Por vários motivos este livro tem importância na história da ficção
científica brasileira. Marcou a estreia profissional de Rubens Teixeira Scavone
(1925-2007), que iria se tornar pelas décadas seguintes um dos mais importantes
autores brasileiros dedicados ao gênero. Representou também o início da chamada
“Geração GRD”, o primeiro momento expressivo em termos de obras e movimento
literário da ficção científica em nosso país.[1]
E, de certa forma, também simboliza o diálogo deste gênero literário com a
ufologia, tão mal afamada e incompreendida naquele tempo e ainda hoje.
Publicada originalmente pela editora Palácio do Livro, de São Paulo, a
obra chama a atenção já na capa, ao lermos o nome do autor. Um certo Senbur T.
Enovacs. Talvez por algum tempo este nome tenha prevalecido na autoria desta
obra, mas a verdade é que ele é um anagrama – nome escrito ao contrário –, de
Rubens T. Scavone.
O que levou Scavone, filho de Maria de Lurdes Teixeira e José Geraldo
Vieira, autores de prestígio junto ao mainstream nacional, a ocultar o
seu nome? Talvez o tema, muito polêmico à época, além da marginalização que a
ficção científica também desfrutava. De qualquer forma, tornou-se um detalhe
sem grande importância nos anos seguintes, pois O homem que viu o disco
voador, foi um best-selller, republicado em várias edições, e já com
o nome verdadeiro do autor.
O livro tem um objetivo claramente didático e não esconde isso em sua
estrutura narrativa e no desenvolvimento da ação e do perfil e comportamento
dos personagens, um pouco estereotipados e sem profundidade maior. E está
dividido em três partes distintas e complementares.
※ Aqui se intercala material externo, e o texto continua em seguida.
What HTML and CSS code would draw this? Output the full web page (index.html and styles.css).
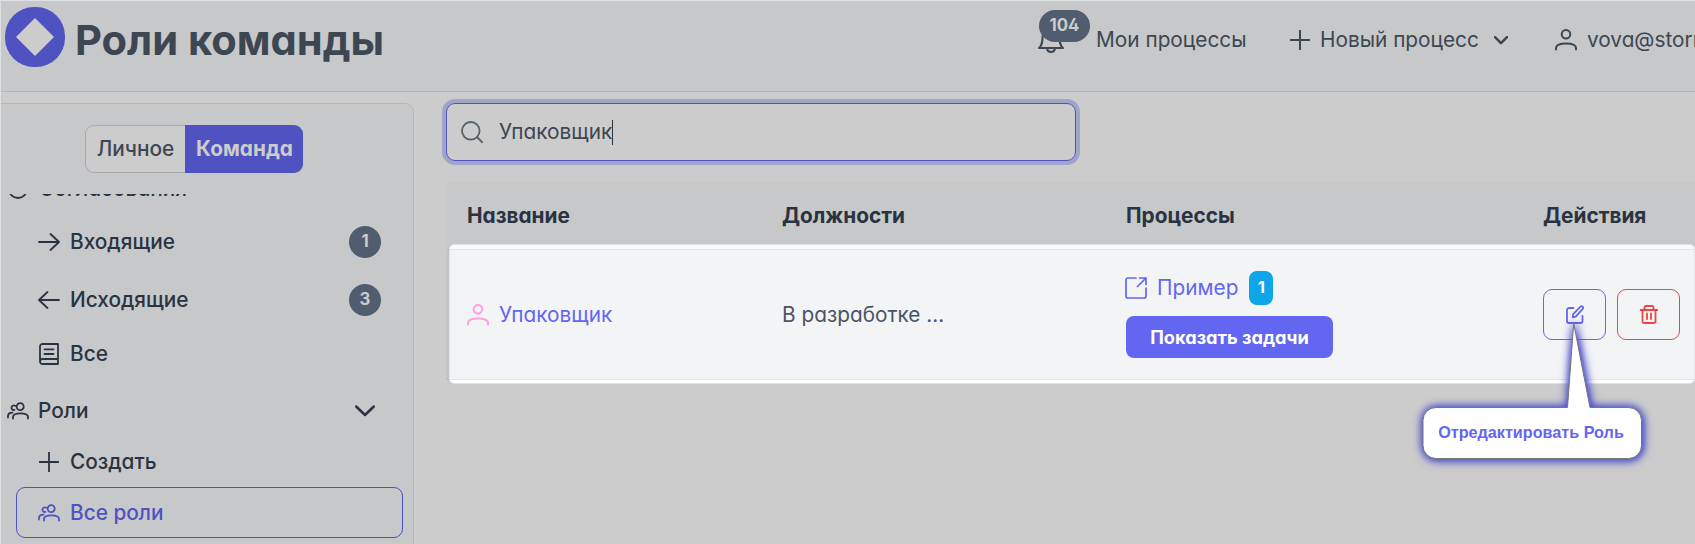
FILE: index.html
```html
<!DOCTYPE html>
<html lang="ru">
<head>
<meta charset="utf-8">
<title>Роли команды</title>
<link rel="stylesheet" href="styles.css">
</head>
<body>
<svg class="sprite" aria-hidden="true">
  <symbol id="user" viewBox="0 0 22 22"><circle cx="11" cy="5.3" r="4.3"/><path d="M1 20.5v-1.4c0-2.9 2.6-4.6 10-4.6s10 1.700 10 4.600v1.400"/></symbol>
  <symbol id="users" viewBox="0 0 22 18"><circle cx="13.200" cy="4.700" r="3.500"/><path d="M6 16.500v-1.500c0-2.500 2-3.700 7.500-3.700s7.500 1.200 7.500 3.700v1.500M8.400 3.800C6.400 2.700 4.300 3.900 4.500 6c.1 1.500 1.500 2.300 2.900 1.900M1 15.500v-1.400c0-2.200 1.200-3.500 4.600-3.500"/></symbol>
  <symbol id="plus" viewBox="0 0 20 20"><path d="M10 .5v19M.5 10h19"/></symbol>
  <symbol id="arrow" viewBox="0 0 22 18"><path d="M1 9h20M12.500 1 21 9l-8.500 8"/></symbol>
</svg>
<div class="app">
  <header class="header">
    <svg class="logo" viewBox="0 0 60 60"><rect width="60" height="60" rx="29"/><path d="M30 11 49 30 30 49 11 30z"/></svg>
    <h1>Роли команды</h1>
    <nav class="topnav">
      <a class="bell">
        <svg class="icon" width="26" height="27" viewBox="0 0 26 27"><path d="M1 21c3-2.500 3.500-5 3.500-11a8.500 8.500 0 0 1 17 0c0 6 .5 8.500 3.500 11zM9 21.500c.6 4.500 7.400 4.500 8 0"/></svg>
        <span class="count bell-count">104</span>
      </a>
      <a class="my">Мои процессы</a>
      <a class="new"><svg class="icon" width="20" height="20"><use href="#plus"/></svg><span>Новый процесс</span>
        <svg class="icon chev-sm" width="14" height="9" viewBox="0 0 14 9"><path d="m1 1.200 6 6 6-6"/></svg></a>
      <a class="account"><svg class="icon" width="22" height="22"><use href="#user"/></svg><span>vova@storm</span></a>
    </nav>
  </header>
  <div class="body">
    <aside class="sidebar">
      <div class="toggle"><span>Личное</span><span class="on">Команда</span></div>
      <ul class="menu">
        <li class="group cut"><svg class="icon" width="20" height="20" viewBox="0 0 20 20"><circle cx="10" cy="10" r="9"/></svg>Согласования</li>
        <li class="in"><svg class="icon" width="22" height="18"><use href="#arrow"/></svg>Входящие<span class="count">1</span></li>
        <li class="out"><svg class="icon flip" width="22" height="18"><use href="#arrow"/></svg>Исходящие<span class="count">3</span></li>
        <li class="all"><svg class="icon" width="22" height="22" viewBox="0 0 22 22"><path d="M20 16V1H4.500A2.500 2.500 0 0 0 2 3.500v15A2.500 2.500 0 0 0 4.500 21H20v-5H4.500A2.500 2.500 0 0 0 2 18.500M6.500 6.300h9M6.500 11h9"/></svg>Все</li>
        <li class="group roles"><svg class="icon" width="22" height="18"><use href="#users"/></svg>Роли<svg class="icon chev" width="20" height="12" viewBox="0 0 20 12"><path d="m1.200 1.500 8.800 8.500 8.800-8.500"/></svg></li>
        <li class="create"><svg class="icon" width="22" height="20" viewBox="0 0 20 20"><use href="#plus"/></svg>Создать</li>
        <li class="active"><svg class="icon" width="22" height="18"><use href="#users"/></svg>Все роли</li>
      </ul>
    </aside>
    <main class="main">
      <div class="search"><svg class="icon" width="22" height="22" viewBox="0 0 22 22"><circle cx="9.800" cy="9.800" r="8.800"/><path d="m16 16 5.300 5.300"/></svg><span>Упаковщик</span><i class="caret"></i></div>
      <section class="table">
        <div class="row head"><span>Название</span><span>Должности</span><span>Процессы</span><span>Действия</span></div>
        <div class="row data">
          <div class="spotlight"></div>
          <a class="name"><svg class="icon pink" width="22" height="22"><use href="#user"/></svg>Упаковщик</a>
          <span class="job">В разработке ...</span>
          <div class="process">
            <a class="example"><svg class="icon" width="22" height="22" viewBox="0 0 22 22"><path d="M11 1H3a2 2 0 0 0-2 2v16a2 2 0 0 0 2 2h16a2 2 0 0 0 2-2v-8M14.500 1H21v6.500M21 1l-8.500 8.500"/></svg>Пример<span class="tag">1</span></a>
            <button class="show">Показать задачи</button>
          </div>
          <div class="actions">
            <button><svg class="icon" width="18" height="19" viewBox="0 0 18 19"><path d="M7.500 3H3a2 2 0 0 0-2 2v11a2 2 0 0 0 2 2h11.500a2 2 0 0 0 2-2v-5M6.700 12.300l.5-3.200 7.200-7.400a1.500 1.500 0 0 1 2.300 2.200L9.700 11.600z"/></svg></button>
            <button class="danger"><svg class="icon" width="18" height="19" viewBox="0 0 18 19"><path d="M.5 5h17M2.500 5v11.500A1.500 1.500 0 0 0 4 18h10a1.500 1.500 0 0 0 1.500-1.500V5M4.500 5V2.500A1.500 1.500 0 0 1 6 1h6a1.500 1.500 0 0 1 1.500 1.500V5M7 8.500V14M11 8.500V14"/></svg></button>
          </div>
        </div>
      </section>
    </main>
  </div>
  <div class="callout">
    <svg width="250" height="170" viewBox="0 0 250 170"><path d="M29 99.500H160.500L166.700 15.500 183 99.500H221.500a13 13 0 0 1 13 13v25a13 13 0 0 1-13 13H29a13 13 0 0 1-13-13v-25a13 13 0 0 1 13-13z"/></svg>
    <span>Отредактировать Роль</span>
  </div>
</div>
</body>
</html>
```

FILE: styles.css
```css
* { box-sizing: border-box; }
body {
  margin: 0;
  font-family: Inter, "Noto Sans", sans-serif;
  font-size: 20.8px;
  line-height: 30px;
  font-feature-settings: "cv02", "cv03", "cv04", "cv11";
  color: #3d4751;
  background: #ccc;
}
.sprite { position: absolute; width: 0; height: 0; }
.app {
  position: relative;
  width: 1695px;
  height: 544px;
  overflow: hidden;
  display: flex;
  flex-direction: column;
  border-top: 1px solid #dfe0e1;
  border-left: 1px solid #dfe0e1;
}
.icon { flex: none; fill: none; stroke: currentColor; stroke-width: 1.8; stroke-linecap: round; stroke-linejoin: round; }
a, span, button { white-space: nowrap; }

.header {
  flex: none;
  height: 91px;
  display: flex;
  align-items: flex-start;
  background: #c7c8ca;
  border-bottom: 1px solid #b4b6b8;
  padding-left: 4px;
}
.logo { flex: none; width: 60px; height: 60px; margin-top: 6px; fill: #4f52c1; }
.logo path { fill: #ccc; }
h1 { flex: none; margin: 13px 0 0 10px; font-size: 41.6px; line-height: 52px; font-weight: 700; width: 310px; white-space: nowrap; }
.topnav { flex: none; margin-left: 653px; padding-top: 24px; display: flex; }
.topnav a { display: flex; align-items: center; height: 30px; flex: none; }
.topnav .icon { margin-right: 11px; stroke-width: 2; }
.topnav .bell { position: relative; width: 58px; }
.topnav .my { width: 194px; }
.topnav .new { width: 265px; }
.topnav .new .icon { margin-right: 10px; }
.topnav .new .chev-sm { margin: 0 0 0 15px; stroke-width: 2.6; }
.topnav .account .icon { margin-right: 10px; }
.count {
  min-width: 32px;
  height: 32px;
  border-radius: 16px;
  background: #505d6f;
  color: #ccc;
  font-size: 16.8px;
  font-weight: 700;
  line-height: 31px;
  text-align: center;
}
.bell-count { position: absolute; left: 1px; top: -15px; width: 51px; }

.body { display: flex; flex: 1; min-height: 0; padding-top: 11px; }
.sidebar {
  flex: none;
  width: 413px;
  background: #c7c8ca;
  border: 1px solid #b6b8bb;
  border-width: 1px 1px 0 0;
  border-top-right-radius: 9px;
  padding-top: 21px;
  overflow: hidden;
}
.toggle { display: flex; width: 218px; height: 48px; margin-left: 84px; font-weight: 500; line-height: 46px; }
.toggle span { width: 100px; text-align: center; background: #ccc; border: 1px solid #a7abb0; border-right: 0; border-radius: 9px 0 0 9px; }
.toggle .on { width: 118px; font-weight: 700; background: #4f52c1; color: #ccc; border-color: #4f52c1; border-radius: 0 9px 9px 0; }
.menu { list-style: none; margin: 21px 0 0; padding: 0 10px 0 15px; color: #2a3341; font-weight: 500; overflow: hidden; }
.menu li { display: flex; align-items: center; padding: 0 22px; height: 50px; }
.menu .icon { margin-right: 10px; }
.menu .count, .menu .chev { margin-left: auto; margin-right: 0; }
.menu .group { margin-left: -15px; padding-left: 6px; }
.menu .cut { height: 30px; margin-top: -20px; }
.menu .cut .icon { margin: 0 11px 0 1px; }
.menu .in { height: 58px; margin-top: 9px; }
.menu .out { height: 58px; }
.menu .roles { height: 63px; }
.menu .roles .icon { margin-right: 9px; }
.menu .create { height: 39px; margin-bottom: 6px; }
.menu .roles .chev { margin-right: 6px; stroke-width: 2.5; }
.flip { transform: scaleX(-1); }
.menu .active { height: 51px; border: 1px solid #4f52c1; border-radius: 9px; color: #4f52c1; padding-left: 21px; }

.main { flex: 1; min-width: 0; padding-left: 32px; }
.search {
  width: 630px;
  height: 58px;
  display: flex;
  align-items: center;
  padding-left: 14px;
  border: 1px solid #4f52c1;
  border-radius: 9px;
  box-shadow: 0 0 0 4px #9fa5c9;
}
.search .icon { margin-right: 16px; color: #565f6a; }
.caret { width: 1px; height: 25px; background: #2a3341; }
.table { margin-top: 21px; }
.row { display: grid; grid-template-columns: 315px 344px 417px 1fr; align-items: center; padding-left: 21px; }
.head { height: 68px; background: #c7c8ca; border-bottom: 1px solid #b6b8bb; color: #2a3341; font-weight: 700; }
.data { position: relative; height: 130px; background: #c3c4c6; border-bottom: 1px solid #b6b8bb; }
.data > * { position: relative; }
.data .spotlight {
  position: absolute;
  left: 3px;
  right: 0;
  top: -6px;
  height: 140px;
  border-radius: 5px;
  border: 1px solid #e2e3e5;
  background: linear-gradient(#f9fafb 4px, #e2e4e7 4px 5px, #f3f4f6 5px 134px, #e2e4e7 134px 135px, #fff 135px);
}
.name, .example { display: flex; align-items: center; color: #6366f1; }
.name .icon { margin-right: 10px; color: #ffa0e0; stroke-width: 2.1; }
.job { color: #4b5563; }
.example { height: 34px; margin-left: -1px; }
.example .icon { margin-right: 10px; stroke-width: 1.7; }
.tag { margin-left: 11px; width: 24px; height: 34px; border-radius: 8px; background: #0ea5e9; color: #fff; font-size: 16px; line-height: 33px; font-weight: 700; text-align: center; }
button { font: inherit; font-feature-settings: inherit; cursor: pointer; }
.show { display: block; width: 207px; height: 42px; margin-top: 11px; padding: 0; border: 0; border-radius: 8px; background: #6366f1; color: #fff; font-size: 18.2px; font-weight: 700; }
.actions { display: flex; gap: 11px; }
.actions button { width: 63px; height: 51px; padding: 0; display: grid; place-items: center; background: none; border: 1px solid; border-radius: 9px; color: #6366f1; }
.actions .danger { color: #ef4444; }

.callout { position: absolute; left: 1406px; top: 307px; width: 250px; height: 170px; }
.callout svg { display: block; overflow: visible; fill: #fff; stroke: #777; filter: drop-shadow(0 0 4px #4f52c1) drop-shadow(1px 1px 3px #5558cf); }
.callout span { position: absolute; left: 15px; top: 99px; width: 218px; text-align: center; font: bold 16.2px/50px "Liberation Sans", Arial, sans-serif; color: #6366f1; }
```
Na primeira, intitulada de “O mistério”, temos a exposição direta de dois
contatos com objetos voadores não identificados (Ovnis). Logo de saída, o
aviador Eduardo Germano de Rezende não entende a pane nos instrumentos de seu
avião, quando estava prestes a pousar no aeroporto de Congonhas, em São Paulo.
Semanas depois testemunha um avistamento concreto, próximo a uma das asas de um
avião que pilotava. Trata-se de um estranho objeto circular, que inunda o
interior da nave com uma luz intensa. Ao contrário do primeiro fenômeno, este é
testemunhado pela tripulação e todos os passageiros.
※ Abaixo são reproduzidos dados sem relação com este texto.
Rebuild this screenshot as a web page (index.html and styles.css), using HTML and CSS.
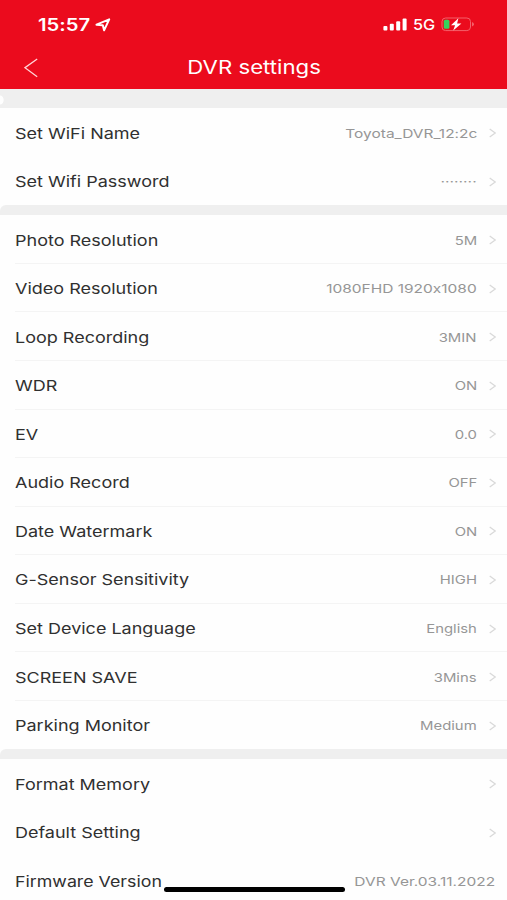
FILE: index.html
```html
<!DOCTYPE html>
<html lang="en">
<head>
<meta charset="utf-8">
<title>DVR settings</title>
<link rel="stylesheet" href="styles.css">
</head>
<body>
<svg class="defs" aria-hidden="true"><symbol id="chev" viewBox="0 0 7 10"><path d="M.7 1 6.2 5 .7 9" fill="none" stroke="currentColor" stroke-width="1.2"/></symbol></svg>
<header class="header">
  <div class="status">
    <span class="time">15:57</span>
    <svg class="location" viewBox="0 0 16 14"><path d="M1.5 6.7 14.2 1.3 9.1 12.3 7.8 7.3Z" fill="none" stroke="#fff" stroke-width="2" stroke-linejoin="round"/></svg>
    <svg class="signal" viewBox="0 0 25 13" fill="#fff"><rect x=".4" y="8" width="4" height="4.4" rx="1"/><rect x="6.8" y="5.8" width="4" height="6.6" rx="1"/><rect x="13.2" y="3.3" width="4" height="9.1" rx="1"/><rect x="19.6" y=".5" width="4" height="11.9" rx="1"/></svg>
    <span class="network">5G</span>
    <svg class="battery" viewBox="0 0 34 15"><rect x="1" y="1" width="28.5" height="12.6" rx="3.6" fill="none" stroke="#f4606b" stroke-width="1"/><path d="M31 5v4.6q2-.8 2-2.3T31 5Z" fill="#f4606b"/><rect x="2.8" y="2.8" width="5.6" height="9" rx="1.5" fill="#35d15b"/><path d="M17.4 1.2 10 8.3h4.1L12.2 13.6 20.4 6.4h-4.3Z" fill="#fff"/></svg>
  </div>
  <div class="nav">
    <svg class="back" viewBox="0 0 14 20"><path d="M13.2 1 1 9.7 13.2 18.7" fill="none" stroke="#ffd5d7" stroke-width="1.3"/></svg>
    <h1 class="title">DVR settings</h1>
  </div>
</header>
<main class="settings">
  <div class="gap first"></div>
  <section class="group plain">
    <div class="row"><span class="label">Set WiFi Name</span><span class="value wide">Toyota_DVR_12:2c</span><svg class="chev"><use href="#chev"/></svg></div>
    <div class="row"><span class="label">Set Wifi Password</span><span class="value dots">········</span><svg class="chev"><use href="#chev"/></svg></div>
  </section>
  <div class="gap"></div>
  <section class="group">
    <div class="row"><span class="label">Photo Resolution</span><span class="value">5M</span><svg class="chev"><use href="#chev"/></svg></div>
    <div class="row"><span class="label">Video Resolution</span><span class="value wide">1080FHD 1920x1080</span><svg class="chev"><use href="#chev"/></svg></div>
    <div class="row"><span class="label">Loop Recording</span><span class="value">3MIN</span><svg class="chev"><use href="#chev"/></svg></div>
    <div class="row"><span class="label">WDR</span><span class="value">ON</span><svg class="chev"><use href="#chev"/></svg></div>
    <div class="row"><span class="label">EV</span><span class="value">0.0</span><svg class="chev"><use href="#chev"/></svg></div>
    <div class="row"><span class="label">Audio Record</span><span class="value">OFF</span><svg class="chev"><use href="#chev"/></svg></div>
    <div class="row"><span class="label">Date Watermark</span><span class="value">ON</span><svg class="chev"><use href="#chev"/></svg></div>
    <div class="row"><span class="label">G-Sensor Sensitivity</span><span class="value">HIGH</span><svg class="chev"><use href="#chev"/></svg></div>
    <div class="row"><span class="label">Set Device Language</span><span class="value">English</span><svg class="chev"><use href="#chev"/></svg></div>
    <div class="row"><span class="label">SCREEN SAVE</span><span class="value">3Mins</span><svg class="chev"><use href="#chev"/></svg></div>
    <div class="row"><span class="label">Parking Monitor</span><span class="value">Medium</span><svg class="chev"><use href="#chev"/></svg></div>
  </section>
  <div class="gap"></div>
  <section class="group plain">
    <div class="row"><span class="label">Format Memory</span><svg class="chev"><use href="#chev"/></svg></div>
    <div class="row"><span class="label">Default Setting</span><svg class="chev"><use href="#chev"/></svg></div>
    <div class="row firmware"><span class="label">Firmware Version</span><span class="value wide">DVR Ver.03.11.2022</span></div>
  </section>
</main>
<div class="home-indicator"></div>
</body>
</html>
```

FILE: styles.css
```css
* { box-sizing: border-box; }
body {
  margin: 0;
  width: 507px;
  height: 900px;
  overflow: hidden;
  position: relative;
  background: #fefefe;
  font-family: Inter, "Liberation Sans", sans-serif;
  font-feature-settings: "calt" 0;
  color: #303030;
}
.defs { position: absolute; width: 0; height: 0; }
.header { height: 89.4px; background: #eb0b1d; color: #fff; }
.status {
  height: 49px;
  padding: 0 32px 0 37.5px;
  display: flex;
  align-items: center;
}
.time {
  width: 57px;
  font-size: 17px;
  font-weight: 600;
  transform: scaleX(1.19);
  transform-origin: left;
}
.location { width: 16px; height: 14px; }
.signal { width: 25px; height: 13px; margin-left: auto; }
.network {
  width: 28px;
  margin-left: 5px;
  font-size: 14.5px;
  font-weight: 500;
  transform: scaleX(1.12);
  transform-origin: left;
}
.battery { width: 34px; height: 15px; }
.nav {
  height: 37px;
  padding: 0 24px;
  display: grid;
  grid-template-columns: 14px 1fr 14px;
  align-items: center;
}
.back { width: 14px; height: 20px; }
.title {
  margin: 0;
  padding-left: 1px;
  height: 24px;
  line-height: 22px;
  text-align: center;
  font-size: 18.5px;
  font-weight: 400;
  transform: scaleX(1.2);
}
.gap { height: 9.9px; background: #efefef; border-top-left-radius: 6px; }
.gap.first { height: 19px; border-radius: 0; background: radial-gradient(ellipse 4px 5px at 0 11px, #fefefe 80%, #efefef); }
.row {
  height: 48.55px;
  padding: 1px 11.5px 0 15px;
  display: flex;
  align-items: center;
  background: linear-gradient(#f4f4f4, #f4f4f4) 15px 100% / 100% 1px no-repeat;
}
.plain .row, .row:last-child { background: none; }
.label {
  font-size: 15px;
  transform: scaleX(1.2);
  transform-origin: left;
  white-space: nowrap;
}
.firmware .label { transform: scaleX(1.185); }
.value {
  margin-left: auto;
  font-size: 12px;
  color: #969696;
  transform: scaleX(1.24);
  transform-origin: right;
  white-space: nowrap;
}
.value.wide { transform: scaleX(1.29); }
.value.dots { transform: scaleX(1.31); }
.chev { width: 7px; height: 10px; margin-left: 11.5px; color: #d9d9d9; flex: none; }
.label + .chev { margin-left: auto; }
.home-indicator {
  position: absolute;
  left: 164px;
  top: 887px;
  width: 181px;
  height: 5px;
  border-radius: 3px;
  background: #000;
}
```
Neste segundo contato, Eduardo conhece um renomado cientista, que expõe a
ele de forma rápida o seu profundo conhecimento sobre o assunto. Aos dois, se
junta a comissária de bordo, Leila, que não esconde a afeição íntima pelo
comandante. Depois de voltar desta viagem, o aviador é perseguido por um homem
que deixa em seu apartamento um estranho aparelho. É um visor-transmissor que
faz um comunicado dos seres responsáveis pelos dois contatos e que deseja um
terceiro, para lhe revelar os segredos de sua origem e as suas intenções. Em
princípio abalado e confuso, Eduardo terá a ajuda de sua namorada e do
cientista Augusto Vaugirard para saber como proceder frente à convocação. O
encontro deve acontecer na ilha de Trindade, próximo à costa atlântica
brasileira, a cerca de 1600 km do litoral capixaba. Aos três se junta um colega
de trabalho de Eduardo e Leila, o radiotelegrafista Santos, pois ele é dono de
um barco apropriado para a viagem.[2]
A segunda parte do romance tem o nome de “Ilha” e narra o fantástico
encontro de terceiro grau do grupo com os seres misteriosos. O disco voador
aparece no horizonte da noite estrelada sobre a ilha, paira sobre eles e depois
de alguns minutos aterrissa. As cinco páginas que descrevem a aparição e a
reação das pessoas é o momento principal da obra, pois é narrada com precisão e
emoção ao mesmo tempo, com muita verossimilhança, como se Scavone tivesse
narrando uma experiência que tivesse realmente vivido.[3]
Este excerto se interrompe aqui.